Sistem pembiayaan pembangunan yang digunakan dalam Pembangunan BIJB ini sebenarnya sudah sangat benar, karena menggunakan sistem KPS dengan prinsip joint venture ini akan sangat membantu pemerintah dengan kondisi keuangan yang saat ini sedang tidak stabil. Namun sangat disayangkan bahwa pembangunan BIJB ini tidak melalui APBN. Padahal BIJB ini merupakan infrastruktur yang masuk ke dalam pelaksanaan program Master plan Percepatan dan Perluasan Pembangunan Ekonomi Indonesia (MP3EI), sehingga seharusnya proyek ini diurus langsung oleh pemerintah pusat. Dengan tidak adanya asupan dana dari APBN, berarti seluruh pembiayaannya akan ditanggung oleh pemprov.
Hal ini jelas akan mempengaruhi kekuatan fiskal pemprov dalam membiayai program-program dan kegiatan pembangunan lain dalam rangka pencapaian target-target yang sudah tertuang dalam dokumen perencanaan. Dan sebenarnya walaupun tidak dibiayai oleh pemerintah pusat secara langsung melalui APBN, bukan berarti proyek pembangunan ini tidak benar-benar dilepas tangankan oleh pemerintah pusat.
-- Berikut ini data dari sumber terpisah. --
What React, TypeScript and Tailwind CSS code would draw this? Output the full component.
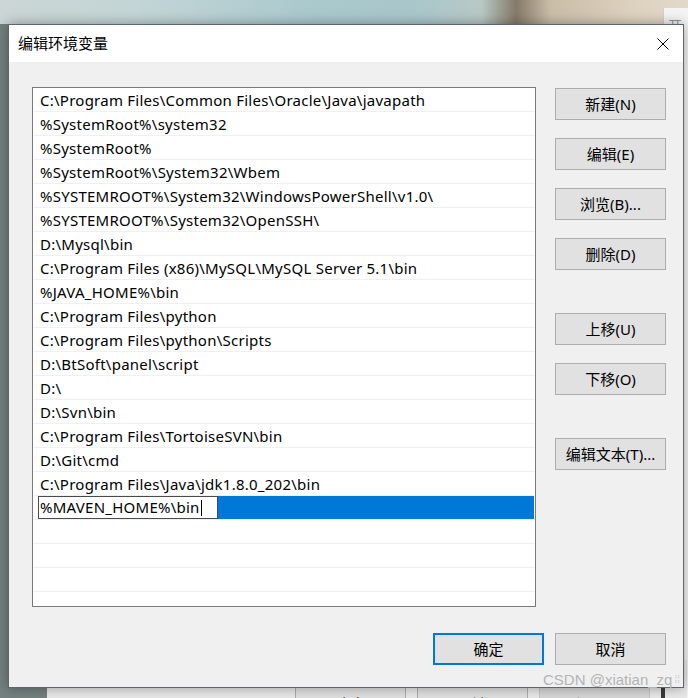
const paths = [
  "C:\\Program Files\\Common Files\\Oracle\\Java\\javapath",
  "%SystemRoot%\\system32",
  "%SystemRoot%",
  "%SystemRoot%\\System32\\Wbem",
  "%SYSTEMROOT%\\System32\\WindowsPowerShell\\v1.0\\",
  "%SYSTEMROOT%\\System32\\OpenSSH\\",
  "D:\\Mysql\\bin",
  "C:\\Program Files (x86)\\MySQL\\MySQL Server 5.1\\bin",
  "%JAVA_HOME%\\bin",
  "C:\\Program Files\\python",
  "C:\\Program Files\\python\\Scripts",
  "D:\\BtSoft\\panel\\script",
  "D:\\",
  "D:\\Svn\\bin",
  "C:\\Program Files\\TortoiseSVN\\bin",
  "D:\\Git\\cmd",
  "C:\\Program Files\\Java\\jdk1.8.0_202\\bin",
];

const font = "font-['Noto_Sans','Noto_Sans_CJK_SC',sans-serif]";

function SideButton({ label, className = "" }: { label: string; className?: string }) {
  return (
    <button
      className={`h-8 w-[111px] border border-[#adadad] bg-[#e1e1e1] text-[15px] text-black ${className}`}
    >
      {label}
    </button>
  );
}

function App() {
  return (
    <div
      className={`relative h-[698px] w-[688px] overflow-hidden bg-[#74817f] ${font}`}
    >
      {/* desktop wallpaper strip at the top */}
      <div className="h-6 w-full bg-[linear-gradient(90deg,#cbd6d5_0%,#c3d5d6_20%,#aac9cd_45%,#a9c7cb_60%,#b8c8c6_70%,#857a69_75%,#c9bda8_80%,#ddd2bf_92%,#e2d9c8_100%)]" />

      {/* window behind, top right corner */}
      <div className="absolute left-[663px] top-[8px] h-[690px] w-[30px] border-l border-[#d0d0d0] bg-[#f4f4f4] pl-[4px] text-[14px] leading-none text-[#8a96a0]">
        <div className="pt-[11px]">开</div>
      </div>

      {/* window behind, bottom buttons */}
      <div className="absolute left-[47px] top-[660px] flex h-[60px] w-[640px] gap-[11px] bg-[#e9e9e9] pl-[248px] pt-[27px]">
        <div className="h-8 w-[111px] border border-[#adadad] bg-[#e1e1e1] text-center text-[15px] leading-[32px]">
          确定
        </div>
        <div className="h-8 w-[111px] border border-[#adadad] bg-[#e1e1e1] text-center text-[15px] leading-[32px]">
          取消
        </div>
        <div className="h-8 w-[111px] border border-[#c6c6c6] bg-[#d6d6d6] text-center text-[15px] leading-[32px] text-[#a0a0a0]">
          应用(A)
        </div>
        <div className="h-full w-[4px] bg-[#3a3a3a]" />
      </div>

      {/* dialog */}
      <div className="absolute left-[8px] top-[24px] flex h-[664px] w-[676px] flex-col border border-[#5d666b] bg-[#f0f0f0] shadow-[0_0_12px_rgba(0,0,0,0.35)]">
        <div className="flex h-[37px] items-center justify-between bg-white pl-[9px] pr-[14px]">
          <span className="text-[15px] text-black">编辑环境变量</span>
          <svg width="12" height="12" viewBox="0 0 12 12">
            <path d="M0.5 0.5 L11.5 11.5 M11.5 0.5 L0.5 11.5" stroke="#000" strokeWidth="1" />
          </svg>
        </div>

        <div className="flex flex-1 flex-col pl-[23px] pr-[17px] pt-[25px]">
          <div className="flex gap-[19px]">
            {/* list box */}
            <div className="h-[520px] w-[504px] overflow-hidden border border-[#7a7a7a] bg-white">
              {paths.map((p) => (
                <div
                  key={p}
                  className="flex h-6 items-center border-b border-[#f0f0f0] pl-[7px] pt-px text-[15px] tracking-[0.25px] text-black"
                >
                  {p}
                </div>
              ))}
              <div className="flex h-6 items-stretch border-b border-[#f0f0f0] pl-[5px] pr-px">
                <div className="flex w-[180px] items-center border border-[#4a4a4a] bg-white pl-px text-[15px] tracking-[0.25px] text-black">
                  %MAVEN_HOME%\bin
                  <span className="ml-px h-4 w-px bg-black" />
                </div>
                <div className="flex-1 bg-[#0078d7]" />
              </div>
              {Array.from({ length: 5 }).map((_, i) => (
                <div key={i} className="h-6 border-b border-[#f0f0f0]" />
              ))}
            </div>

            {/* side buttons */}
            <div className="flex flex-col pt-px">
              <SideButton label="新建(N)" />
              <SideButton label="编辑(E)" className="mt-[18px]" />
              <SideButton label="浏览(B)..." className="mt-[18px]" />
              <SideButton label="删除(D)" className="mt-[18px]" />
              <SideButton label="上移(U)" className="mt-[43px]" />
              <SideButton label="下移(O)" className="mt-[18px]" />
              <SideButton label="编辑文本(T)..." className="mt-[43px]" />
            </div>
          </div>

          <div className="mt-[26px] flex justify-end gap-[11px]">
            <button className="h-8 w-[111px] border-2 border-[#0078d7] bg-[#e1e1e1] text-[15px] text-black">
              确定
            </button>
            <SideButton label="取消" />
          </div>
        </div>
      </div>

      {/* watermark */}
      <div className="absolute left-[543px] top-[669px] flex items-center gap-[2px] font-['Liberation_Sans',sans-serif] text-[15px] text-[#b4b4b4]">
        CSDN @xiatian_zq
        <span className="text-[10px] leading-none text-[#c8c8c8]">⁞⁞</span>
      </div>
    </div>
  );
}

export default App;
Karena menurut saya, jika BUMN BPJS jadi berinvestasi untuk pembangunan ini maka secara tidak langsung berarti pembangunan ini mendapat biaya dari pemerintah pusat. Karena BUMN notabenenya mendapat kucuran dari APBN.
Selain itu, PT BIJB juga bisa mulai mencari investor lainnya baik investor lokal maupun asing. Dan karena proyek ini dikerjakan langsung oleh BIJB selaku BUMD, maka komposisi pembiayaan 30% dari pinjaman sindikasi perbankan ini adalah langkah yang tepat. Karena jika semisal yang mengerjakan proyek ini Dishub (pemerintah langsung), maka dana yang keluar hanya akan sesuai dengan jumlah yang sudah dianggarkan, tidak bisa lebih. Namun karena yang mengerjakan BIJB (BUMD) langsung, maka bekerjasama dengan bank adalah langkah yang tepat. Sehingga dana yang keluar bisa menyesuaikan kebutuhan di lapangan. Dan mengenai masalah pembebasan lahan karena harga yang tidak sesuai, sebaiknya pemprov dan pemda harus lebih bisa bersosialisasi dengan mengedapankan komunikasi yang baik terhadap warga, sehingga negosiasi antara dua belah pihak bisa terlaksana dengan baik.